Even China's most quintessentially official financial institution needs capital, and it's turning to investors, not the government.
Postal Savings Bank of China, the nation's biggest by branches, filed for an $8 billion IPO, people familiar with the matter told Bloomberg News. That was about a week after the lender got approval from the China Banking Regulatory Commission to sell 13.96 billion shares in Hong Kong, to replenish capital. The bank certainly needs it.
According to the deal prospectus filed in September 2015, Postal Savings Bank's capital-adequacy ratio was at 9.6 percent at the end of 2014, the last time it was reported. Nonperforming loans eat into a bank's capital as they increase impairments and provisions, both of which can reduce equity. The soured-debt ratio of Postal Savings is one of the lowest in the system, at 0.64 percent by the end of 2014. Still, the lender is unlikely to have escaped the broader upward trend of the past two years.
Regulators require China's biggest banks to have a capital-adequacy ratio of 8 percent, plus a conservation buffer of up to 2.5 percent; an extra percentage point is applied to systemically important financial institutions. The total 11.5 percent is at least two percentage points higher than where Postal Savings Bank was 18 months ago.
Investors will see more up-to-date numbers as the deal progresses. But it's clear the bank needs capital, and with the 6.3 trillion yuan ($947 billion) in assets it held at the end of 2014, $8 billion may not be enough.
That may, however, get the bank above the waterline when added to the capital boost Postal Savings received in December, when it raised $7 billion by selling a 17 percent stake to investors including UBS and JPMorgan in a transaction that valued China's sixth-biggest bank by assets at about $41.5 billion.

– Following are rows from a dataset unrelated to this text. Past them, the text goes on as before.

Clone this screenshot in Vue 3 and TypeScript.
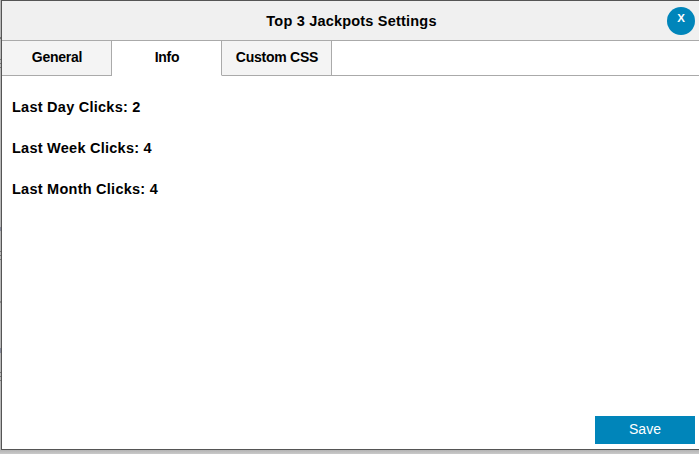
<script setup lang="ts">
import { ref } from 'vue'

const tabs: string[] = ['General', 'Info', 'Custom CSS']
const active = ref('Info')
const stats: { label: string; value: number }[] = [
  { label: 'Last Day Clicks', value: 2 },
  { label: 'Last Week Clicks', value: 4 },
  { label: 'Last Month Clicks', value: 4 },
]
</script>

<template>
  <div class="backdrop">
    <section class="dialog">
      <header class="title-bar">
        <h1>Top 3 Jackpots Settings</h1>
        <button class="close" type="button">X</button>
      </header>
      <nav class="tabs">
        <button
          v-for="tab in tabs"
          :key="tab"
          type="button"
          class="tab"
          :class="{ active: tab === active }"
          @click="active = tab"
        >{{ tab }}</button>
        <div class="rest"></div>
      </nav>
      <main class="content">
        <p v-for="s in stats" :key="s.label">{{ s.label }}: {{ s.value }}</p>
      </main>
      <footer class="actions">
        <button class="save" type="button">Save</button>
      </footer>
    </section>
  </div>
</template>

<style>
body {
  margin: 0;
  overflow: hidden;
}
</style>

<style scoped>
.backdrop {
  box-sizing: border-box;
  width: 699px;
  height: 454px;
  padding: 0 0 4px 1px;
  /* Dimmed page behind the dialog, with the edges of its rows at the left */
  background:
    linear-gradient(#777, #777) 0 37px / 1px 2px no-repeat,
    linear-gradient(#777, #777) 0 59px / 1px 1px no-repeat,
    linear-gradient(#777, #777) 0 63px / 1px 1px no-repeat,
    linear-gradient(#777, #777) 0 67px / 1px 1px no-repeat,
    linear-gradient(#85899a, #85899a) 0 227px / 1px 4px no-repeat,
    linear-gradient(#777, #777) 0 251px / 1px 1px no-repeat,
    linear-gradient(#777, #777) 0 255px / 1px 1px no-repeat,
    linear-gradient(#777, #777) 0 259px / 1px 1px no-repeat,
    linear-gradient(#888, #888) 0 301px / 1px 2px no-repeat,
    linear-gradient(#85899a, #85899a) 0 348px / 1px 5px no-repeat,
    linear-gradient(#777, #777) 0 372px / 1px 1px no-repeat,
    linear-gradient(#777, #777) 0 376px / 1px 1px no-repeat,
    linear-gradient(#777, #777) 0 380px / 1px 1px no-repeat,
    linear-gradient(#b4b4b4, #cacaca) 0 450px / 100% 4px no-repeat,
    #b8b8b8;
  font-family: 'Liberation Sans', Arial, sans-serif;
  color: #000;
}
.dialog {
  box-sizing: border-box;
  height: 450px;
  display: flex;
  flex-direction: column;
  background: #fff;
  border: 1px solid #555;
  border-right: 0;
}
button {
  margin: 0;
  padding: 0;
  border: 0;
  font-family: inherit;
}
.title-bar {
  box-sizing: border-box;
  height: 40px;
  flex: none;
  display: grid;
  grid-template-columns: 32px 1fr 32px;
  align-items: center;
  background: #f0f0f0;
  border-bottom: 1px solid #aaa;
}
h1 {
  grid-column: 2;
  margin: 0;
  padding-left: 2px;
  text-align: center;
  font-size: 14.5px;
  line-height: 20px;
  letter-spacing: 0.2px;
}
.close {
  width: 28px;
  height: 28px;
  border-radius: 50%;
  background: #0085ba;
  color: #fff;
  font-size: 11.5px;
  font-weight: bold;
  line-height: 22px;
  padding-bottom: 6px;
}
.tabs {
  height: 35px;
  flex: none;
  display: flex;
}
.tab {
  box-sizing: border-box;
  width: 110px;
  background: #f4f4f4;
  border-right: 1px solid #aaa;
  border-bottom: 1px solid #aaa;
  font-size: 14px;
  font-weight: bold;
  letter-spacing: -0.25px;
  color: #000;
  padding: 0 0 2px 1px;
}
.tab.active {
  background: #fff;
  border-bottom-color: #fff;
}
.rest {
  flex: 1;
  border-bottom: 1px solid #aaa;
}
.content {
  flex: 1;
  padding: 21px 10px 0;
}
.content p {
  margin: 0 0 21px;
  font-size: 14.5px;
  font-weight: bold;
  line-height: 20px;
  letter-spacing: 0.25px;
}
.actions {
  display: flex;
  justify-content: flex-end;
  padding: 0 4px 5px;
}
.save {
  width: 100px;
  height: 28px;
  padding-bottom: 2px;
  background: #0085ba;
  color: #fff;
  font-size: 14px;
}
</style>
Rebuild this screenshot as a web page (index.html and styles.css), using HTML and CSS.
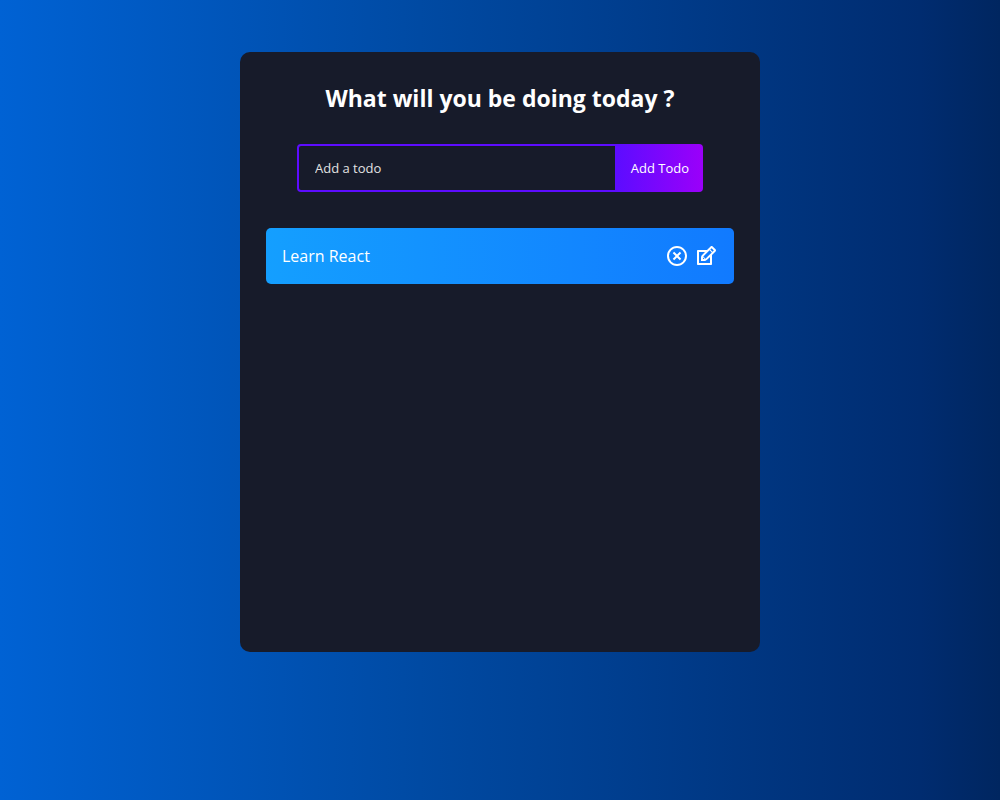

That deal was done at a price-to-book ratio slightly above 1. Now the challenge will be to persuade other investors that they should pay at least book value in the IPO, while Postal Savings Bank's peers all trade at a discount.
Investors should demand a similar discount of Postal Savings. While it's hard to imagine the bank being allowed to run into trouble, it's easy to see this call on markets being the first of several.